The balance sheet sure looks better. A year ago, before the public offering, they had a negative equity of $22.4 million. This year at December 31, it was a positive $106.8 million. Receivables, interestingly, have gone up over the year only from $46.7 million to $50.6 million. Pretty damn good given the sales growth.
Inventories over the year almost doubled, from $22.6 million to $44 million. But they note that much of the increase came from the acquisition of Astro Gaming and their former European distributor’s inventory. Ignoring acquisitions it grew, they say, only a bit faster than sales growth.
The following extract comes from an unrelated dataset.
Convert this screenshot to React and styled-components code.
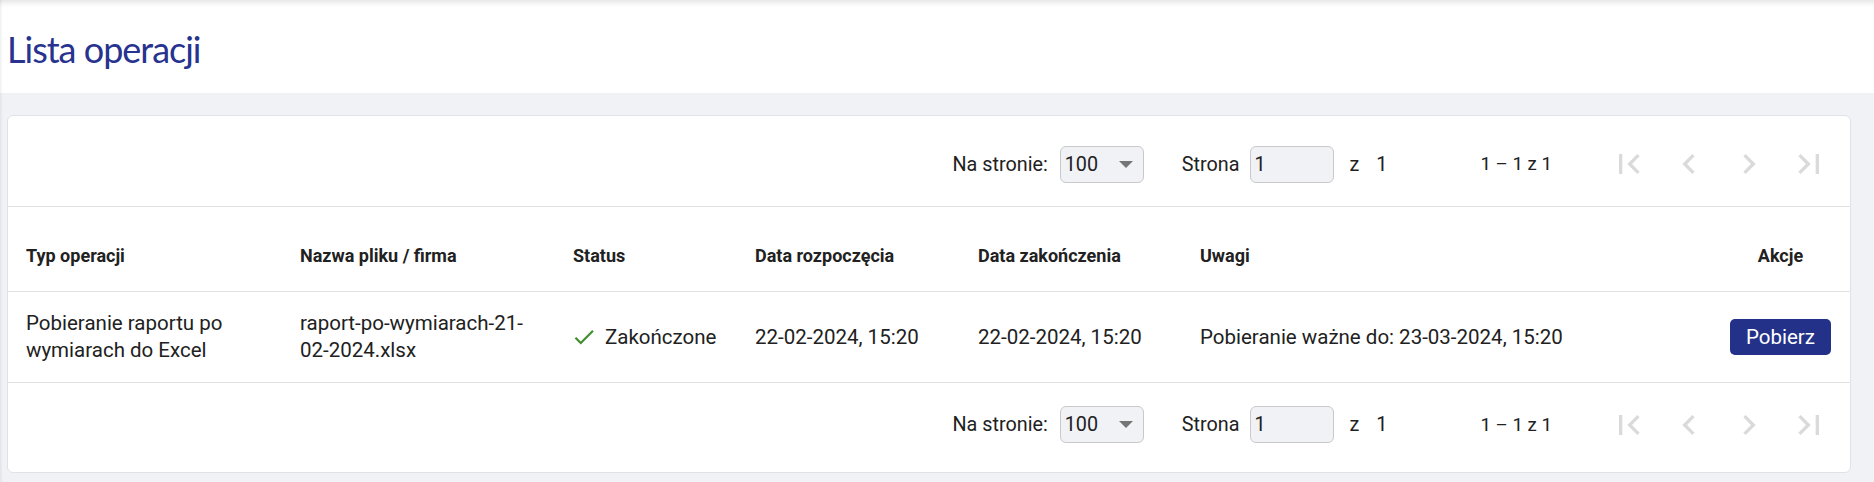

They also make the interesting comment that their products “…contain very little obsolescence risk.” That makes sense to me though you might ask if it remains true as they bring out better technology.
CEO Andrus also told us in the conference call that, “…we’re really not adding a significant number of new doors, and that’s been the case certainly in 2011, and that will be the same in 2012 as well.” Growth, in other words, won’t be from expanded distribution, but from more sales in existing accounts.
I’ve already discussed above a few of the things they’re doing to accomplish that. CEO Andrus notes that in Europe, “The one thing that I would note in terms of our strategy that will have some effect is that we’re really focused on some level of auditing of our retail partners, some consolidation where we feel there are doors that aren’t as good as others, and then on a new fixturing program which will roll out in Europe sometime during the summer.”
Skullcandy is trying to represent and merchandise their products in big box retailers using some of the techniques and approaches- vibe, if you will- that you might find in specialty shops. They are asking those retailers, and trying to educate them, to approach merchandising the Skullcandy brand in a way that’s different from how they’ve approached any of the other brands they carry.
Maybe that’s strategic bet number six, and it’s sure interesting to watch.